GAYLORD, David R.1, VERVOORT, Jeffrey D.2, POPE, Michael C.1, ABPLANALP, Jason M.3, COOK, Geoffrey W.1 and DALMAN, Kurt A.1, (1)Department of Geology, Washington State University, Pullman, WA 99164-2812, (2)Department of Geology, Washington State University, Pullman, WA 99164, (3)Department of Geology, University of Idaho, Moscow, ID 83843, gaylordd@wsu.edu

Detrital zircon geochronology combined with sedimentary analysis of a Late Wisconsin glacial Lake Missoula sediment source area in western Montana and three glacial outburst flood depositional sites within the Columbia Plateau, eastern Washington raise questions about floodwater paths into the Channeled Scabland.

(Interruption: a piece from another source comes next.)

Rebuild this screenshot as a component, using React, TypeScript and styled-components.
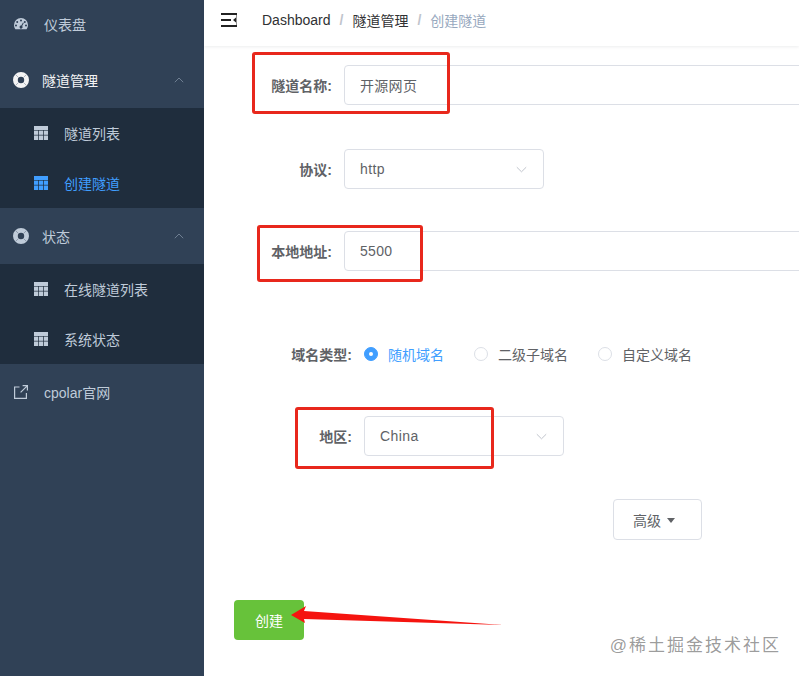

Glacial Lake Missoula samples were collected from the lower part of the Ninemile section in Montana and glacial outburst flood samples were collected from slackwater flood deposits that accumulated in the northwestern, north-central and south-central parts of the scabland. Sand-sized zircons from the Ninemile site are dominantly (85%) Archean-Proterozoic (2780 Ma to 1400 Ma) with few Cretaceous-Eocene (82 to 43 Ma) ages. Slackwater flood deposits contain a large population (up to 70 %) of Late Mesozoic-Cenozoic (160 Ma to 30 Ma) zircons and a relatively smaller though still significant percentage of Archean-Proterozoic zircons. A strong Precambrian component in the Ninemile detrital zircons is interpreted as evidence they were derived from the Mesoproterozoic Belt Supergroup and older cratonal sources to the east. The Mesozoic-Cenozoic detrital zircons in the slackwater deposits likely originated from plutons exposed primarily in northern Idaho and Washington, and southern British Columbia. Floodwaters from Lake Bonneville floodwaters that entered the scabland from the south via the Salmon-Snake River system appear to have had only a minor influence on glacial outburst flood detrital zircon populations. The well-rounded nature of Precambrian zircon grains and the more euhedral character of many Mesozoic-Cenozoic zircons provides complementary textural evidence of sedimentary provenance and likely floodwater paths. The relative abundance of Precambrian grains in outburst flood samples examined suggests that waters released from glacial Lake Missoula played a major role in shaping the Channeled Scabland. The relatively high percentage of younger zircons in these sedimentary deposits, though, opens the possibility that Mesozoic-Cenozoic zircons also were delivered via glacially related floodwaters that originated in northern Washington and southern British Columbia.